Iperbole divertente, che apre ad una serie di sorrisi con i quali vengono raccontati la genesi del pianeta, la deriva dei continenti, il vagare dell’Antartide, il genoma e la genetica, riuscendo ad essere corretto senza essere mai lezioso  o  cattedratico.

Ironico, divertente, ma puntuale e preciso, in un gioco di rimandi che anche l’uso sapiente della voce rende suggestivo: un registro basso che esalta il colore ambrato di una voce che pare condurci in Savana, certe parole affettuose sussurrate, quasi in falsetto, un crescendo che lascia a bocca aperta, fino alla canzone finale, che Paolini accenna, senza sovrapporsi all’originale.

Gesto poetico che sottolinea quanto l’attore sia istrionico senza essere prevaricatore.
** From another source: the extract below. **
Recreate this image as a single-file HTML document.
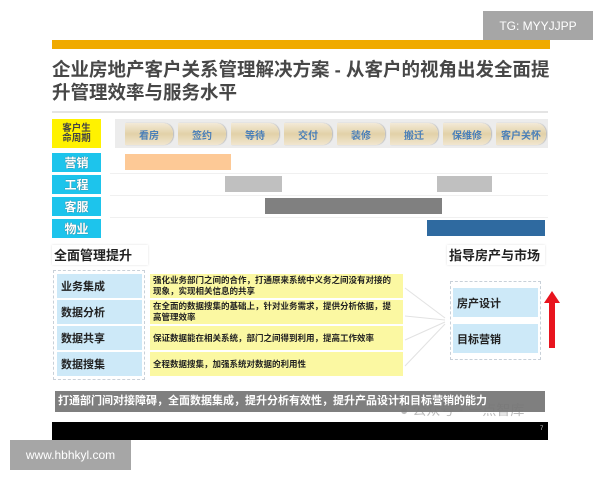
<!DOCTYPE html>
<html><head><meta charset="utf-8"><style>
*{margin:0;padding:0;box-sizing:border-box}
body{width:600px;height:480px;background:#fff;position:relative;overflow:hidden;font-family:"Liberation Sans","Noto Sans CJK SC",sans-serif}
.a{position:absolute}
.c{display:flex;align-items:center;justify-content:center}
.cy{background:#1dc4ec;color:#fff;font-weight:bold;font-size:12px;text-shadow:0 0 1px #555}
.st{position:absolute;top:123px;height:22px;width:48px;background:linear-gradient(#f3ead8,#e2d1a8,#f1e6cf);border-radius:0 10px 10px 0;color:#4a7fb8;font-size:10px;font-weight:bold;display:flex;align-items:center;justify-content:center;box-shadow:1px 0 1px #bbb}
.lb{position:absolute;left:57px;width:85px;background:#cde9f8;font-size:11px;font-weight:bold;color:#222;display:flex;align-items:center;padding-left:4px}
.ds{position:absolute;left:150px;width:253px;background:#fbf8a2;font-size:8.5px;font-weight:bold;color:#222;display:flex;align-items:center;padding-left:3px;line-height:11px}
</style></head><body>
<div class="a c" style="left:483px;top:11px;width:110px;height:29px;background:#a6a6a6;color:#fff;font-size:12px">TG: MYYJJPP</div>
<div class="a" style="left:52px;top:40px;width:498px;height:9px;background:#f0aa00"></div>
<div class="a" style="left:52px;top:58px;width:500px;font-size:18.5px;font-weight:bold;color:#474747;line-height:23px">企业房地产客户关系管理解决方案 - 从客户的视角出发全面提升管理效率与服务水平</div>
<div class="a" style="left:52px;top:111px;width:496px;height:2px;background:#e4e4e4"></div>
<div class="a c" style="left:52px;top:119px;width:49px;height:29px;background:#fff200;font-size:9.5px;font-weight:bold;color:#444;line-height:10px;text-align:center">客户生<br>命周期</div>
<div class="a" style="left:115px;top:119px;width:433px;height:29px;background:#ececec"></div>
<div class="st" style="left:125px">看房</div><div class="st" style="left:178px">签约</div><div class="st" style="left:231px">等待</div><div class="st" style="left:284px">交付</div><div class="st" style="left:337px">装修</div><div class="st" style="left:390px">搬迁</div><div class="st" style="left:443px">保维修</div><div class="st" style="left:496px;width:50px">客户关怀</div>
<div class="a c cy" style="left:52px;top:153px;width:49px;height:19px">营销</div>
<div class="a c cy" style="left:52px;top:175px;width:49px;height:19px">工程</div>
<div class="a c cy" style="left:52px;top:197px;width:49px;height:19px">客服</div>
<div class="a c cy" style="left:52px;top:219px;width:49px;height:19px">物业</div>
<div class="a" style="left:110px;top:173px;width:438px;height:1px;background:#f0f0f0"></div>
<div class="a" style="left:110px;top:195px;width:438px;height:1px;background:#f0f0f0"></div>
<div class="a" style="left:110px;top:217px;width:438px;height:1px;background:#f0f0f0"></div>
<div class="a" style="left:125px;top:154px;width:106px;height:16px;background:#fdc996"></div>
<div class="a" style="left:225px;top:176px;width:57px;height:16px;background:#c0c0c0"></div>
<div class="a" style="left:437px;top:176px;width:55px;height:16px;background:#c0c0c0"></div>
<div class="a" style="left:265px;top:198px;width:177px;height:16px;background:#808080"></div>
<div class="a" style="left:427px;top:220px;width:118px;height:16px;background:#2f6aa0"></div>
<div class="a" style="left:52px;top:245px;width:96px;height:20px;font-size:13px;font-weight:bold;color:#222;padding-left:2px;box-shadow:0 0 2px #ddd">全面管理提升</div>
<div class="a" style="left:447px;top:245px;width:98px;height:20px;font-size:13px;font-weight:bold;color:#222;padding-left:2px;box-shadow:0 0 2px #ddd">指导房产与市场</div>
<div class="a" style="left:53px;top:270px;width:92px;height:110px;border:1px dashed #c8d0d8"></div>
<div class="lb" style="top:274px;height:24px">业务集成</div>
<div class="lb" style="top:300px;height:24px">数据分析</div>
<div class="lb" style="top:326px;height:24px">数据共享</div>
<div class="lb" style="top:352px;height:24px">数据搜集</div>
<div class="ds" style="top:274px;height:24px">强化业务部门之间的合作，打通原来系统中义务之间没有对接的<br>现象，实现相关信息的共享</div>
<div class="ds" style="top:300px;height:24px">在全面的数据搜集的基础上，针对业务需求，提供分析依据，提<br>高管理效率</div>
<div class="ds" style="top:326px;height:24px">保证数据能在相关系统，部门之间得到利用，提高工作效率</div>
<div class="ds" style="top:352px;height:24px">全程数据搜集，加强系统对数据的利用性</div>
<svg class="a" style="left:403px;top:280px" width="50" height="100"><g stroke="#e2e2e2" stroke-width="1" fill="none"><path d="M2 8 L42 38"/><path d="M2 36 L42 40"/><path d="M2 60 L42 42"/><path d="M2 86 L42 44"/></g></svg>
<div class="a" style="left:450px;top:281px;width:91px;height:79px;border:1px dashed #c8d0d8"></div>
<div class="lb" style="left:453px;top:288px;height:29px;width:85px">房产设计</div>
<div class="lb" style="left:453px;top:324px;height:29px;width:85px">目标营销</div>
<svg class="a" style="left:543px;top:290px" width="18" height="60"><path d="M6 12 L12 12 L12 58 L6 58 Z M1 13 L9 1 L17 13 Z" fill="#e8141e"/></svg>
<div class="a" style="left:55px;top:391px;width:490px;height:21px;background:#7f7f7f;color:#fff;font-size:11px;font-weight:bold;padding-left:3px;line-height:21px">打通部门间对接障碍，全面数据集成，提升分析有效性，提升产品设计和目标营销的能力</div>
<div class="a" style="left:52px;top:422px;width:496px;height:18px;background:#000"></div>
<div class="a" style="left:540px;top:426px;color:#ccc;font-size:6px">7</div>
<div class="a" style="left:400px;top:400px;color:rgba(120,120,120,.5);font-size:14px">&#9679; 公众号・一点智库</div>
<div class="a c" style="left:10px;top:440px;width:121px;height:30px;background:#a6a6a6;color:#fff;font-size:12px">www.hbhkyl.com</div>
</body></html>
In ognuno di noi, ci dice, si incontrano i segni di chi ci ha preceduto , i fili che ci legano ai nostri avi, a quelli che conosciamo ed a quelli che ignoriamo e pensando a loro  possiamo trovare le risposte alle domande che ci turbano, fra antichi batteri e nuovi influencer, fra grandi verità assolute e moderne fake news.

Alla fine non usciamo con il rimpianto per qualcuno o qualcosa, ma l’invito, coraggioso, ad apprezzare si ha, quello che si è.

Nulla è andato perso, perché dentro di noi abbiamo i geni dei nostri 8000 nonni, ma c’è bisogno di riprendersi la vita in mano, con coraggio e senso della bellezza, ma anche consci del grande dono che è l’imperfezione.

Di grande efficacia le musiche di Fabio Barovero, che   nel corso dello spettacolo si ritagliano un ruolo sempre più importante e magnifiche nella loro  essenzialità le luci di Piero Chinello.

Applausi  convinti ed abbondanti, che hanno chiamato in scena più volte l’attore, protagonista di uno spettacolo  che merita di essere ricordato fra le più produzioni di questi ultimi anni.